There are indeed tools you can use to test your playbooks, and to work in a more test driven approach. My approach so far has been the following:

Use a virtual machine to define the basic setup. Here I use yamllint and ansible-lint to fix basic best practices and possible issues (ansible-lint is quite clever here!).
Use Molecule to write basic tests, fix idempotency issues missed earlier, make sure that setup works possibly more bare bones setups than the VMs etc. Molecule config is YAML, and the tests themselves are written in Ansible Playbook syntax. You may wonder what the it tests your playbooks on? You can choose VMs (using Vagrant), containers (using Docker) or probably something else. I use Docker for my tests, and it works great.

Testing playbooks is a topic in itself, so to not clutter up the entire article we will save that for a possible later article :) I will say that yamllint and ansible-lint together filters out the worst syntax related mistakes, and ansible-lint also checks for some best practices that can help you avoid mistakes.

Roles and collections

Both roles and collection can be installed and handled with the ansible-galaxy tool.

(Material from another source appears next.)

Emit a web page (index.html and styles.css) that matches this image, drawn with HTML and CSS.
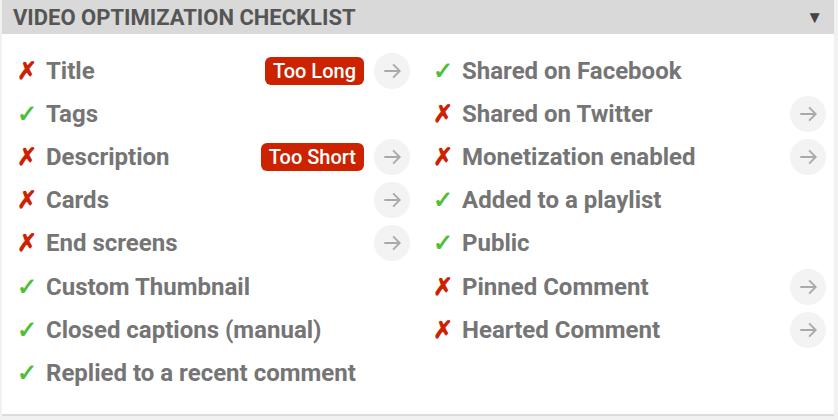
FILE: index.html
```html
<!DOCTYPE html>
<html lang="en">
<head>
  <meta charset="UTF-8">
  <meta name="viewport" content="width=device-width, initial-scale=1.0">
  <title>Video Optimization Checklist</title>
  <link rel="stylesheet" href="styles.css">
</head>
<body>
  <div class="panel">
    <div class="panel-head">
      <h2>VIDEO OPTIMIZATION CHECKLIST</h2>
      <span class="toggle">&#9660;</span>
    </div>

    <div class="checklist">
      <ul class="col">
        <li class="item bad">
          <span class="mark">&#10007;</span><span class="label">Title</span>
          <span class="badge">Too Long</span>
          <a class="go" href="#"><svg viewBox="0 0 20 20"><path d="M3 10h14M11 4l6 6-6 6"/></svg></a>
        </li>
        <li class="item good">
          <span class="mark">&#10003;</span><span class="label">Tags</span>
        </li>
        <li class="item bad">
          <span class="mark">&#10007;</span><span class="label">Description</span>
          <span class="badge">Too Short</span>
          <a class="go" href="#"><svg viewBox="0 0 20 20"><path d="M3 10h14M11 4l6 6-6 6"/></svg></a>
        </li>
        <li class="item bad">
          <span class="mark">&#10007;</span><span class="label">Cards</span>
          <a class="go" href="#"><svg viewBox="0 0 20 20"><path d="M3 10h14M11 4l6 6-6 6"/></svg></a>
        </li>
        <li class="item bad">
          <span class="mark">&#10007;</span><span class="label">End screens</span>
          <a class="go" href="#"><svg viewBox="0 0 20 20"><path d="M3 10h14M11 4l6 6-6 6"/></svg></a>
        </li>
        <li class="item good">
          <span class="mark">&#10003;</span><span class="label">Custom Thumbnail</span>
        </li>
        <li class="item good">
          <span class="mark">&#10003;</span><span class="label">Closed captions (manual)</span>
        </li>
        <li class="item good">
          <span class="mark">&#10003;</span><span class="label">Replied to a recent comment</span>
        </li>
      </ul>

      <ul class="col">
        <li class="item good">
          <span class="mark">&#10003;</span><span class="label">Shared on Facebook</span>
        </li>
        <li class="item bad">
          <span class="mark">&#10007;</span><span class="label">Shared on Twitter</span>
          <a class="go" href="#"><svg viewBox="0 0 20 20"><path d="M3 10h14M11 4l6 6-6 6"/></svg></a>
        </li>
        <li class="item bad">
          <span class="mark">&#10007;</span><span class="label">Monetization enabled</span>
          <a class="go" href="#"><svg viewBox="0 0 20 20"><path d="M3 10h14M11 4l6 6-6 6"/></svg></a>
        </li>
        <li class="item good">
          <span class="mark">&#10003;</span><span class="label">Added to a playlist</span>
        </li>
        <li class="item good">
          <span class="mark">&#10003;</span><span class="label">Public</span>
        </li>
        <li class="item bad">
          <span class="mark">&#10007;</span><span class="label">Pinned Comment</span>
          <a class="go" href="#"><svg viewBox="0 0 20 20"><path d="M3 10h14M11 4l6 6-6 6"/></svg></a>
        </li>
        <li class="item bad">
          <span class="mark">&#10007;</span><span class="label">Hearted Comment</span>
          <a class="go" href="#"><svg viewBox="0 0 20 20"><path d="M3 10h14M11 4l6 6-6 6"/></svg></a>
        </li>
      </ul>
    </div>
  </div>
</body>
</html>
```

FILE: styles.css
```css
body {
  margin: 0;
  padding: 0 4px 0 2px;
  background-color: #f1f1f1;
  font-family: Roboto, "Liberation Sans", Arial, sans-serif;
}

.panel {
  background: #fff;
  border-bottom: 2px solid #dcdcdc;
  height: 416px;
  box-sizing: border-box;
}

.panel-head {
  display: flex;
  align-items: center;
  justify-content: space-between;
  height: 34px;
  padding: 0 11px 0 11px;
  background-color: #d9d9d9;
}

.panel-head h2 {
  margin: 0;
  font-size: 22px;
  font-weight: 700;
  color: #555;
}

.toggle {
  font-size: 17px;
  color: #444;
}

.checklist {
  display: grid;
  grid-template-columns: 1fr 1fr;
  padding-top: 15px;
}

.col {
  list-style: none;
  margin: 0;
  padding: 0 8px 0 15px;
}

.item {
  display: flex;
  align-items: center;
  height: 43.2px;
}

.mark {
  width: 29px;
  font-size: 24px;
  font-weight: 700;
}

.bad .mark {
  color: #cc2200;
}

.good .mark {
  color: #4fbf3a;
}

.label {
  flex: 1;
  font-size: 24px;
  font-weight: 700;
  color: #757575;
}

.badge {
  background-color: #cc2200;
  color: #fff;
  font-size: 20px;
  font-weight: 500;
  padding: 2px 8px;
  border-radius: 6px;
  margin-right: 10px;
}

.go {
  display: flex;
  align-items: center;
  justify-content: center;
  width: 36px;
  height: 36px;
  border-radius: 50%;
  background-color: #f3f3f3;
}

.go svg {
  width: 22px;
  height: 22px;
  fill: none;
  stroke: #aaa;
  stroke-width: 1.7;
}
```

Roles are "packages" of tasks we can import. Think of it as include_tasks on steroids! A role we use can have its own variables, files, templates etc., making it a powerful way of making the closest thing we have to "Ansible packages". To use a role, we simply install it with ansible-galaxy, and use it like this in our play:

---
- host: myhost

  roles:
    - namespace.rolename

That's it! Then all tasks in the namespace.rolename role will run!

Collections are, like the name suggests, collections of roles, plugins, modules and similar. Why do we need it when we have roles? Roles can have plugins included after all… Well, roles are not really made for that, but are made for executing tasks (i.e, it happens at default when importing roles in a playbook). Collections, on the other hand, makes including different resource types easier. If that sounds interesting, I suggest reading the documentation. Collections, like roles, is a topic in itself, and I would not make it justice in a single blog article.